I always say that clutter on a table is like wallpaper. You set something down on a table where lots of other objects are left, and the newest object blends into a jumbled pattern of forms such that what you just set down simply disappears! (See tips in my earlier post, “Clutterbugs,” if this topic has resonance.)

We ended up with an early spring in the Pacific Northwest. It has been unusually dry, too, so March and April put me quickly in the dirt to get the vegetable garden underway. As I plunged into forming the 2013 beds, which are inside a curvaceous, irregular fenced space, I vowed anew to create order from the blinding pattern mess of rocks, twigs, straw pieces, good dirt, clumps of dry dirt, occasional tools or pots, and tiny plants. I yearned to create the ordered beds of my dreams, where I could see everything without getting down on my hands and knees. Hopefully, I would also avoid my habit of cultivating over newly planted areas!

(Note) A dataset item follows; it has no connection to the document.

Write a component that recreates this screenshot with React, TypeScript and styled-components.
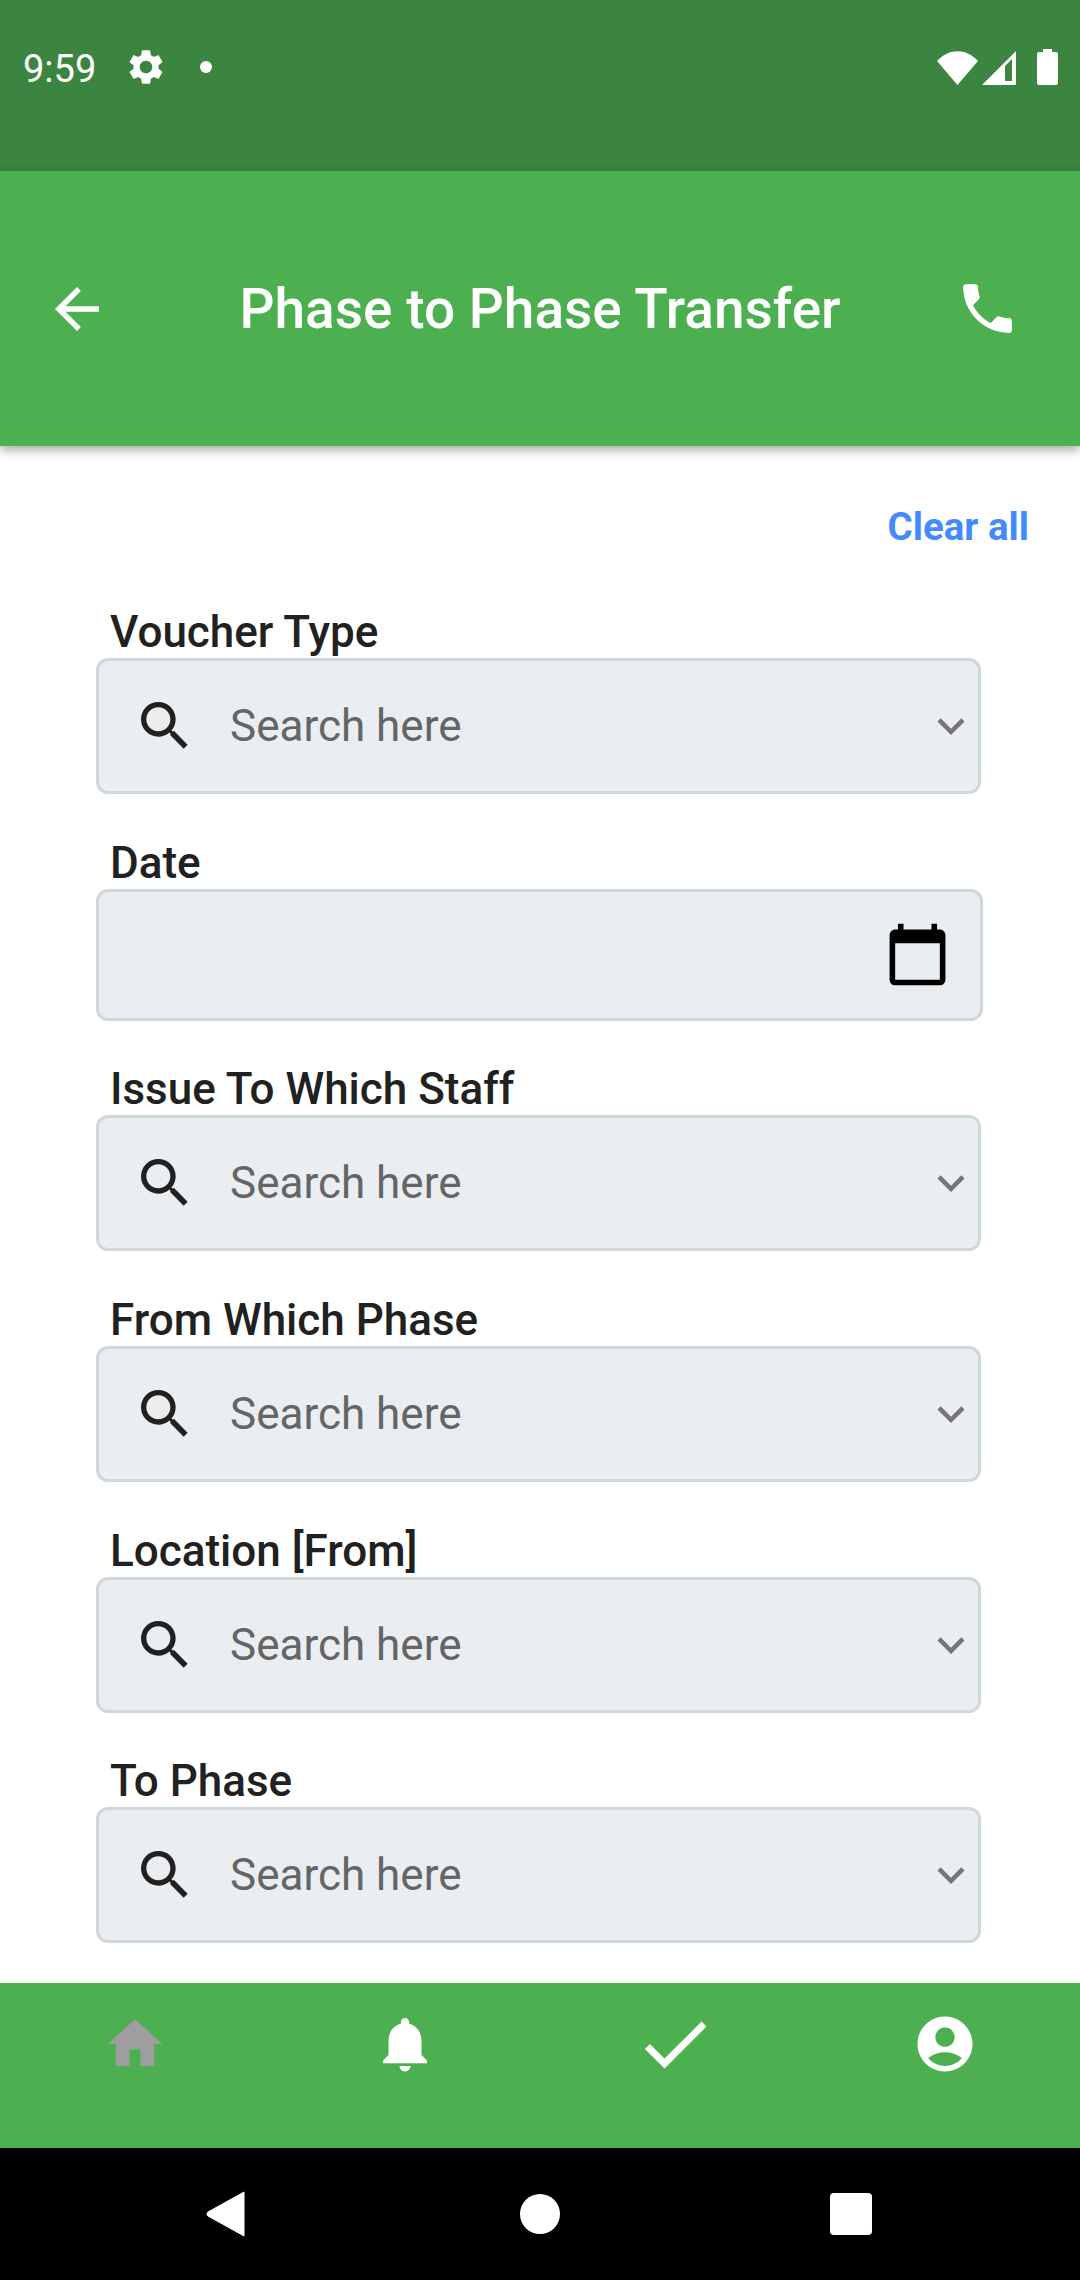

I observed myself recently practicing a new ritual, drawing and redrawing, with lines of small rocks and straw twigs, a curvature to highlight the location of a baby broccoli transplant, for example. Similarly, I like to use a small hand rake to snug up the straw mulch on the garlic to create a line dividing plump garlic, set in fluffy, wheat colored pillows, from the adjacent black dirt where small baby onions promise sweet Walla Wallas before too long.

This attempt to create visual order from random patterns feels very much like drawing on the ground. Ordering this mess is a slow and repetitive process, continually defining and creating form so I can keep track of what I have done, even though I never see the garden details well, or quickly. The effort quiets my mind and has become a meditation that gives me pleasure as I dream, in the early morning or late in the day, of the abundant harvest ahead.